Of course the other masterstroke was that I knew we must try to video everything, ready for that great documentary we’d make sometime in the next century. You see, in my head I was creating a movie. We hired a video camera to capture the first show but didn’t realise we had to charge the battery (or probably forgot due to aerosol poisoning from all the paint spraying). We filmed a little before the battery died out and Magenta managed to top this by then leaving her diary and the camera on top of the car as we drove away after the show. Amazingly a good citizen found them both and phoned the number in the diary. You win some you loose some, but we learnt our lesson. Leatherhead may not have been immortalised but everything else would be and I would never have a camera die on me again. Those magical videos are amazing today when I look at them, like looking back in time, the unseen “Quatermass and the band” film. There’s footage of Degville tying into my hair the first pink dreadlocks that would eventually define my look that was to become known as the Pink Pineapple.

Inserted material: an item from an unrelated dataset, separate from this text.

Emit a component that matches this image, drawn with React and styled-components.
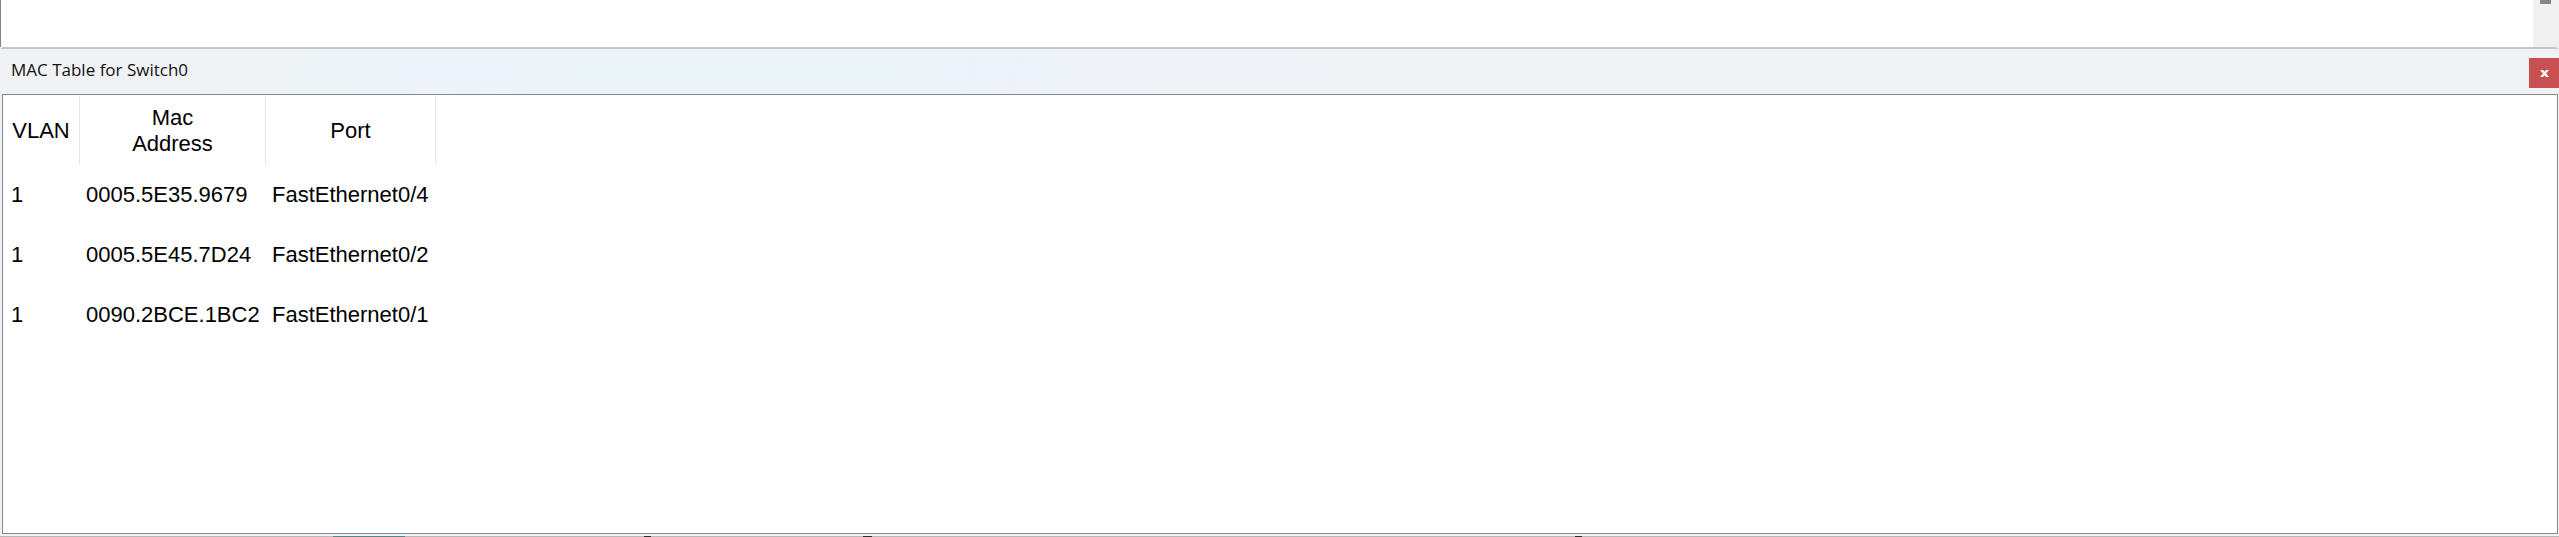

Meanwhile I was in ever increasing manic Saatchi and Saatchi mode. Degville and Yana were working out of 392b Harrow road now, along with X and everyone else, making all our clothes. I was creating all the classic T-shirt designs. My vision encapsulated in these T-shirts made us look like MadMax II and you can see it in that classic Sputnik photo shot by Derek Ridger’s on a wet steel walkway at night (see it on the Chapter list page) with me wearing the ATARI t-shirt making sure it was sending out all the right references.

That night set up one of my essential rules for all future photos. Next rule in the red book was that we would only take photos at night. That’s how we created that futuristic neon nightmare look but it was to make many photo sessions difficult because we couldn't exactly just pop outside for a snap. No. This band only came out in the Dystopian nuclear night time.

The sound was ready, but not quite. There was one other element that was to shape the future of Sputnik.

I was sitting at home one Saturday morning playing with a new VHS video recorder I had just hired from Radio Rentals (that’s what you did in those days). It had some new features I wanted to try out such as being able to lay down an audio track first and then dub video from another player onto that. For fun I recorded one of our demos, Love Missile F111 onto a fresh cassette.

As I recorded the tape copy on to the VHS, I accidentally hit play/record on the cassette machine and that’s why at the start on the Jungle album you can hear a slight glitch just before the vocals come in - I’d just fucked up the only master copy!

I then started copying sections from bootlegs of my favourite movies on to the tape - all the ones that had influenced us as well as bits of exploding helicopters, screams, gunfire and any outrageous scenes I could think of. Out came Terminator, Fire Fox, Desperate Living, Long Good Friday, Clockwork Orange, Assault on Precinct 13, anything to hand using another old VHS machine.

Another twist of fate meant that when I did a dub copy onto the video master I discovered that if you flicked the sound monitor across, you could lay the sound of the overdubs on as well, explosions and gunfire... It was at 2a.m. the next morning when I finished after 16 hours straight work. When I finally played the tape to everyone we realised we had created our first home video, so much better for Sputnik than just an audio demo tape.

But also that video tape was to shape the entire Sputnik sound and it’s video impact on Rock and Roll and the sound of these effects became the final element in the actual Sputnik sound. We would feed in the voices and explosion sounds when we played live and it sounded brilliant. The sound of Malcolm McDowel saying “UltraViolence” over and over again at at live gig created a real sense of menace and it was like nothing heard before.